Table Speech

How Will Fintech Change the Economy and Finance?

August 17, 2016

Mr. Hiromi Yamaoka
Director-General, Payment and Settlement
Systems Department, Bank of Japan

 Fintech is a coined term which combines Finance and Technology. It is a fast growing industry, especially among overseas countries, where several thousands of Fintech start-ups are entering the world of financial services. Fintech provides three services: firstly “payment, settlement and remittance” which developed along with smartphone-based e-commerce, secondly internet-based financial intermediation services, and thirdly financial information provided to investors by utilizing artificial intelligence (AI) and big-data analysis.

 Now what makes Fintech so innovative? I think three new elements have propelled its rapid growth worldwide: “blockchain-enabled distributed ledger” which is the technology underlying Bitcoin and other digital currencies; “big-data analysis and AI” utilized by various industries, including the point card business for customer analysis; and explosive growth of smartphones which have become the primary media of financial services today.

 History proves that finance enabled us to secure resources and invest them in promising industries with higher productivity and growth, thus playing an instrumental role in constructing our socioeconomic system. Money, which constitutes the basic infrastructure for financial activities, physically symbolizes information pertaining to value in the form of metal or paper by using relevant technologies. “Ledgers” and “double-entry bookkeeping” enable efficient and centralized management of information and contribute to the economic and social development of the modern era. Financial industries have developed parallel to the advances in various techniques and infrastructure related to information processing.

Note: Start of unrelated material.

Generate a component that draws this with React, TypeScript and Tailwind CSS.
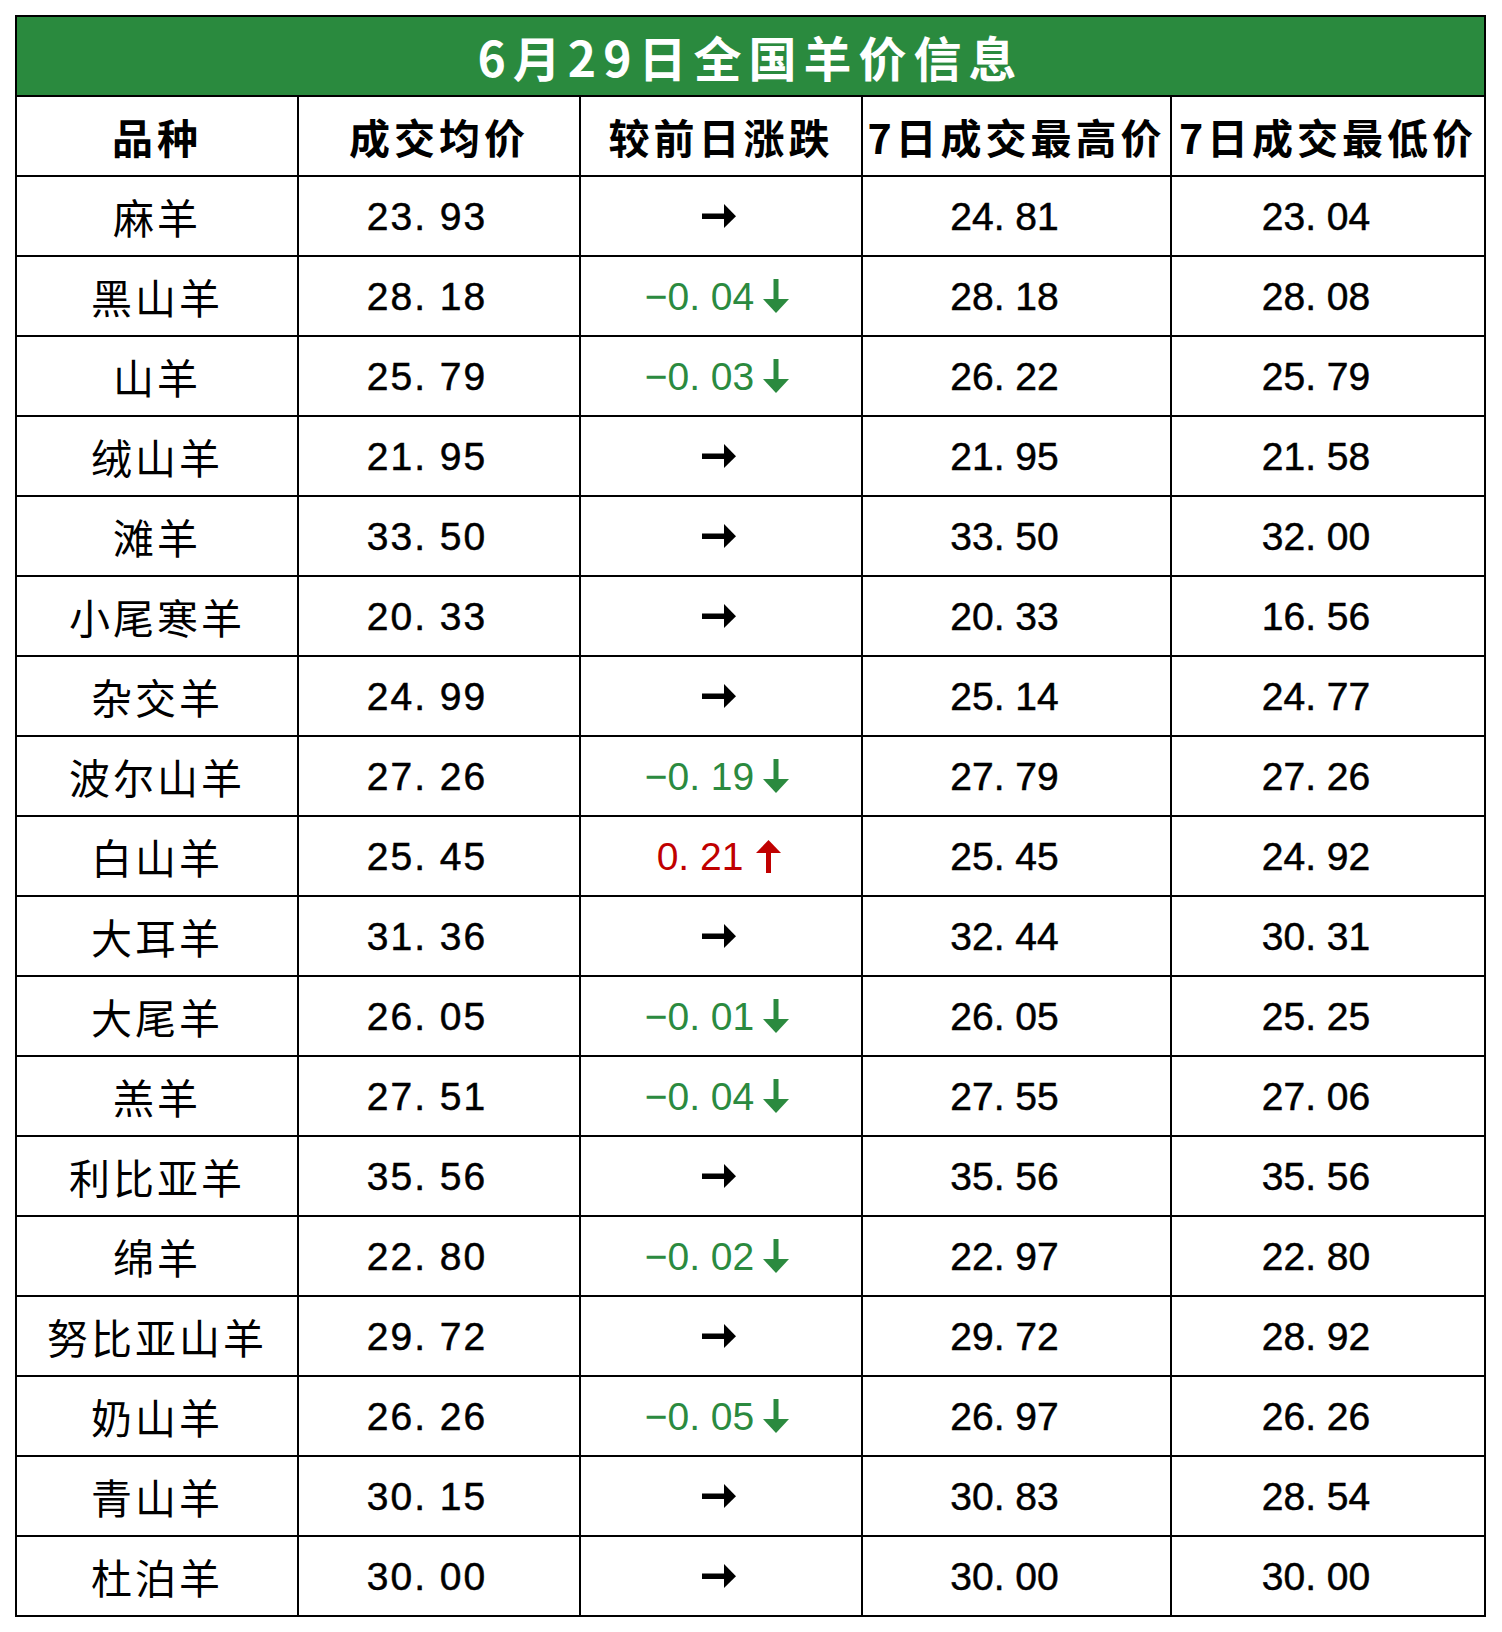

 Fintech applies information technology to the basic financial infrastructure, including money and ledgers, which have traditionally been managed by banks and registry offices in a centralized manner. Fintech allows all participants within a network to share an asset database by using his/her PC or smartphone. It is expected to facilitate “financial inclusion” in developing countries where people have limited access to financial institutions and to expand the frontier of economic activities, including on-line shopping and remote education, through on-line payments and settlements.

 Fintech has the potential to unbundle and reconstruct traditional financial services. An online transportation network company “Uber” and accommodation matching service “Airbnb” are new forms of economic activities comprising the “sharing economy,” which identifies idle resources dispersed throughout the economy and utilizes them to match people’s supply and demand.

 Fintech also has the potential to reshape the traditional financial architecture. Commercial banks have long been the main provider of payment services and financial intermediations. Based on IT networks and big data, an increasing number of non-financial institutions have moved into the financial sector, including Fintech companies, IT and retail giants like Google, Apple and Alibaba. Access points to financial services have expanded through internet and mobile devices, making various entities compete to secure more global platforms rather than having a larger number of fixed assets.

 Fintech has various implications for central banking. One issue that gains attention is the possibility of digital currencies to be widely used as a settlement measure without being converted into yen or dollars. This has the potential to undermine the effectiveness of monetary policies. Even though the possibility of digital currencies to substitute the sovereign currencies is low at this moment, digital currencies in future could override other currencies if people lose confidence in central banks. Another issue is the possibility of central banks issuing digital currencies to save costs for printing, storing, transporting and safeguarding physical currency.

 Thanks to the innovation in IT technologies, people can search the internet to shop via smartphones or transmit information via SNS. Companies capture and analyze such information on the tastes and preferences of customers to develop profiles on individual customers. Active exchanges among financial institutions, IT companies and retailers can enhance economic development. But we must strive to promote both the utilization of information and protection of privacy. Financial services create added value in the linkages between economic entities such as lenders/borrowers and payers/receivers, based on people’s “trust.” The importance of trust also applies to Fintech. If information security problems repeatedly occur in a part of Fintech services, public trust toward Fintech in general would be eroded and eventually hinder its sound development.

 Fintech companies should take proactive measures toward an aging society. Their biometric authentication technology is not only convenient but safe, so if we can convince people on its usefulness, we can facilitate the development of this sector.

 Financial institutions in Japan have long been providing basic financial services to wide-ranging customers while maintaining their own extensive physical infrastructure. IT innovation and Fintech can make the existing infrastructure an outdated unnecessary burden. We must be ready to “metabolize the existing infrastructure to enhance new services that utilize information technology.”

 We should also construct a business model that can be exported overseas to stimulate growth of the Fintech sector and to profit from the merit of scale. We must seize the mega markets in Asia that have ample room for growth in the financial service sector.

 The Bank of Japan established the Fintech Center this April. We will strive to further enhance the convenience of financial services and to revitalize our economic activities through the sound development of Fintech in Japan.